Gustavo Adolfo Palma made his debut as a professional singer in 1936 with weekly songs on the broadcast radio station TGX. He was a regular singer on the radio during the golden age of Guatemala's state radio station TGW at the age of seventeen. At the age of 20, he was trained in singing by Martha Bolaños de Prado, a noted music teacher who led several singers to great success at that time.

In 1944, Palma participated in the contest "Trip to Mexico," promoted by Mexico's state radio station XEW, which was looking for "the Voice of Latin America"; Palma won first place and was awarded with a professional career in Mexico, where he signed a contract with XEW, shared the music scene with Jorge Negrete, and was accompanied by some of the best broadcast orchestras.

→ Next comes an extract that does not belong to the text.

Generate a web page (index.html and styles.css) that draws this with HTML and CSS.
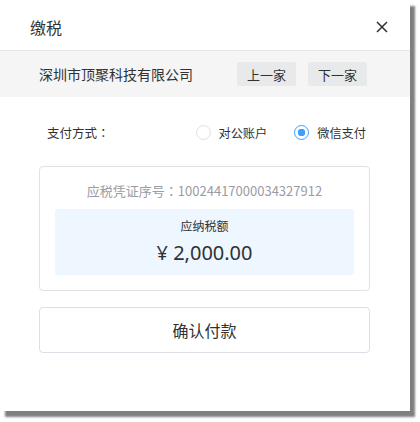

Returning to Guatemala in October 1944, he shared a stage with Pedro Vargas, in the glamorous Salon Granada, located in 6ª Avenue and 11 Street of zone 1 and in 1947, he shared a stage with Pedro Infante in Mansion Victoria of the City of Guatemala. In 1955, he acted in the film "El Cristo Negro" (the Black Christ) with the actors Raúl Martinez and Rosa Carmina. The movie filmed in Guatemala and directed and produced by Jose Baviera, of Spanish nationality. This one forms part of the List of Guatemalan films.

In 1956, he was named "most wanted artist", by popular vote, in a contest promoted by the newspaper Mundo Libre, a testimony to the public's esteem. He recorded with several recording houses of Mexico, as well as "Columbia Records" and "Musart Records". He recorded other Central American discography seals.

In 1964, he participated in the Central American Festival of the Song, in El Salvador, obtaining a prize for his song "Tonight, my Love", composed by Marco Tulio Cordón. In 1970, he was the guest of honor in the First Festival of the Central American and Caribbean Song in Panama. The event was carried out 23, 24 and 25 October . Palma interpreted the song "Contigo" ("With You") of his own inspiration, accompanied by an orchestra conducted by maestro Jorge Sarmiento. In this event he again shared the stage with Pedro Vargas.

Palma was artistically versatile, acting in television, radio, night clubs and theaters across the entire Republic. In Guatemala, he was accompanied by famous orchestras led by conductors such as Miguel Sandoval. In 1982, he was the protagonist of the festival "Broadway '82" performed in the Teatro Nacional of Guatemala, where he shared the stage with a then unknown Ricardo Arjona.

Palma also composed of some romantic songs and in 1976, he was the main protagonist of the photo soap opera called "Maria", acting with other Guatemalan singers, among them Elizabeth of Guatemala. In September 2005 he received a tribute, during the 75 the commemorative acts of anniversary of the TGW.

His last recording, called "Yesterday, Today and Always," was released in 1971.